Stoicism is the concrete wall that does not burn. Loss, change, uncertainty… these still arrive, but they do not consume everything. They blacken the surface, and leave marks, but they do not compromise the foundation. Impermanence becomes a condition to navigate, not a force of destruction.
Kant is the blueprint that ensures meaning reappears even after destruction. You can lose a dream, a relationship, a structure you thought would hold forever, but you cannot lose dignity, or the capacity to choose principles and rebuild coherence. Meaning is not stored in the room. It is enacted through you.
Put together, these philosophies do not operate like the vault’s desperate oxygen‑displacing machinery. They operate like its walls, its layout, its intentional design. They do not suppress the fire. They simply deny it the conditions it needs to exist.
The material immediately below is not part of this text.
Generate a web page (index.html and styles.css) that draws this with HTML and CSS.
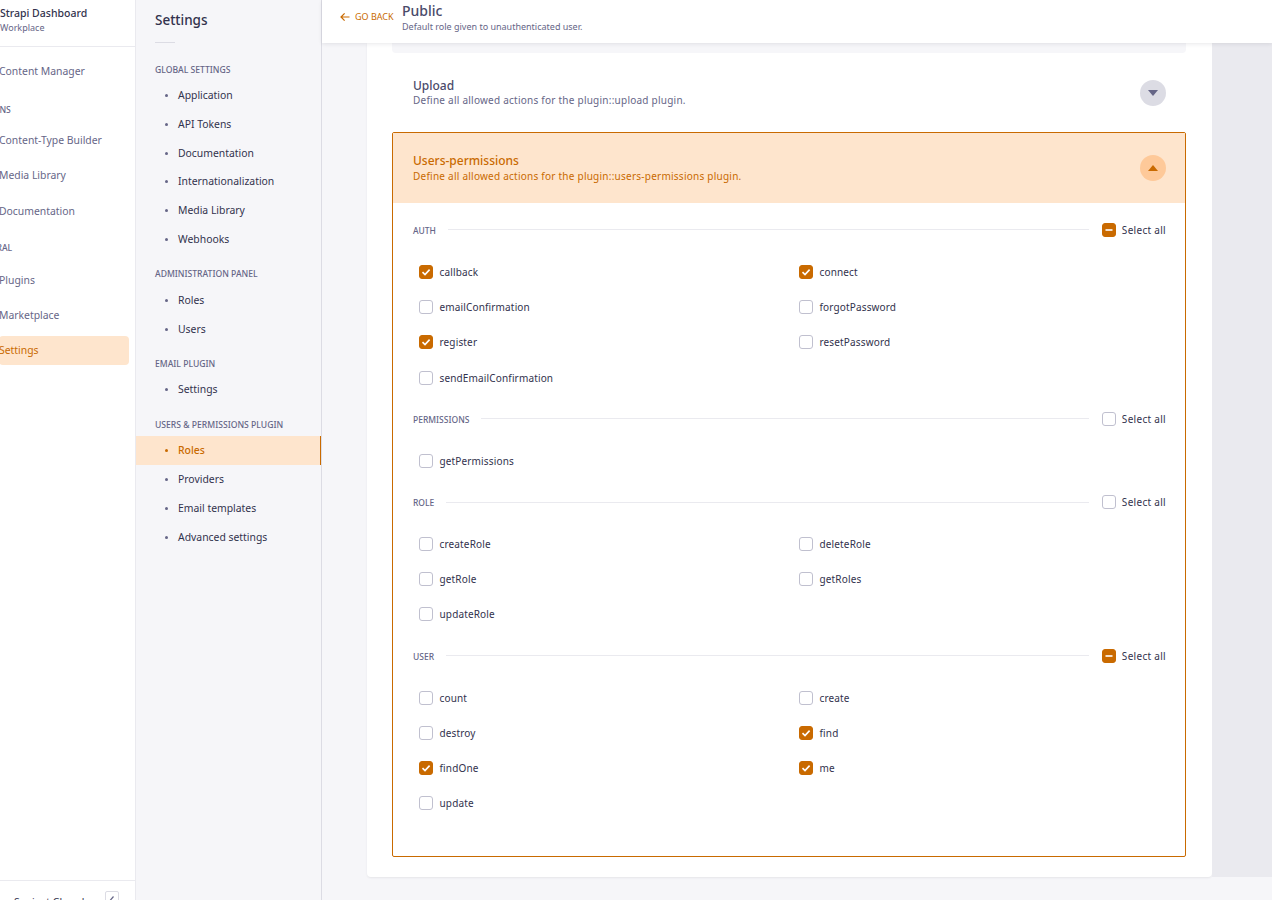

And that changes everything.
A real crisis may still break windows. It may scorch the paint. It may destroy what was stored inside; old identities, outdated hopes, narratives that no longer serve. But the building stands. The structure remains. And whatever matters,. whatever you chose to copy, to protect, to recreate, can be rebuilt without dread. And perhaps with new understanding.
This doesn’t make tragedy painless. It makes it survivable. It makes it understandable, something other than annihilation.
The deepest realization in all of this is disarmingly simple: if we are not in control of everything, if we are ephemeral, if nothing lasts… why should that diminish our worth? Why have we been taught to measure value by permanence, approval, or the illusion of authorship over the world?
Why not build a framework that prevents that subtraction from ever becoming meaningful?
The irony is that most people design their inner lives like suppression systems. Their response is panicked, reactive, and suffocating at the very moment they need breath the most. But a better structures are possible. One grounded in flow rather than force, coherence rather than clinging, intrinsic meaning rather than borrowed purpose.
You don’t need to fear the fire. Just stop building rooms that feed it.